Das BFG beurteilte den vorliegenden Sachverhalt als vergleichbar, denn auch hier führte die geänderte rechtliche Beurteilung der Vorsteuerkorrektur im Jahr 2008 zu Änderungen in den Folgejahren, indem für diese die Geltendmachung je eines Zehntels des Berichtigungsbetrages zusteht. Derartige Folgeänderungen sind entsprechend der Judikatur des VfGH zwingend zu berücksichtigen, sodass insgesamt eine periodenübergreifende rechtsrichtige Besteuerung erfolgt (vgl zB Ritz/Koran, BAO7 § 303 Tz 41). Ein Wiederaufnahmegrund war daher gegeben.
Auch die zweite Voraussetzung für einen Wiederaufnahmeantrag liegt vor; der Wiederaufnahmegrund ist geeignet, den Spruch der Umsatzsteuerbescheide der Jahre 2009 und 2010 zu ändern. Zudem wurde der Antrag innerhalb der vorgesehenen Frist gestellt.
Schließlich liegt die Wiederaufnahme zwar im Ermessen der Abgabenbehörde — im vorliegenden Fall hatte sie dieses jedoch in gleichheitswidriger Art und Weise geübt, indem eine Wiederaufnahme nur zulasten aber nicht zugunsten der Bf erfolgte. Bei der Ermessensübung ist dem Prinzip der Rechtsrichtigkeit der Vorrang vor jenem der Rechtsbeständigkeit zu geben (vgl VwGH 30. 1. 2001, 99/14/0067). Im Ergebnis war daher der Beschwerde stattzugeben.

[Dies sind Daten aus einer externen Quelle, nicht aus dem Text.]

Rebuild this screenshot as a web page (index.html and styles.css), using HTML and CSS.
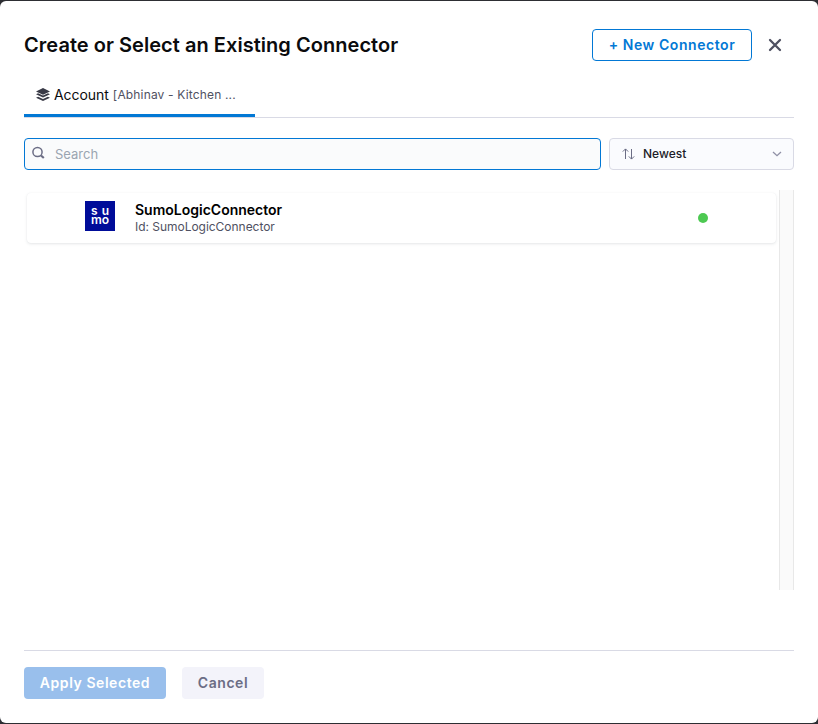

Da Rsp des VwGH zum „zusätzlichen“ Wiederaufnahmegrund aus einer verfassungskonformen Auslegung des § 303 BAO fehlt, wurde die ordentliche Revision zwar zugelassen, soweit ersichtlich jedoch nicht erhoben.
Conclusio
Das BFG begründet die Zulässigkeit der Revision auch mit der Entscheidung des VwGH vom 10. 11. 1993, 92/13/0176, zu einem „ähnlich gelagerten Fall“, in dem nur § 295 Abs 3 BAO als tauglicher Verfahrenstitel behandelt wurde. Auch die Literatur sieht in dieser Entscheidung eine Diskrepanz zur Entscheidung des VfGH (zB Ritz/Koran, BAO7 § 303 Tz 42). Es ist jedoch zu beachten, dass in der Entscheidung des VwGH nachträglich ein Wahlrecht durch den Bf anders ausgeübt wurde, sich jedoch – im Gegensatz zum Sachverhalt vor dem VfGH – nicht die rechtliche Beurteilung des Sachverhalts verändert hatte. Etwaig könnte sich daraus die unterschiedliche Beurteilung der relevanten Rechtsgrundlage ergeben. Eine Klarstellung durch den VwGH wäre jedenfalls wünschenswert.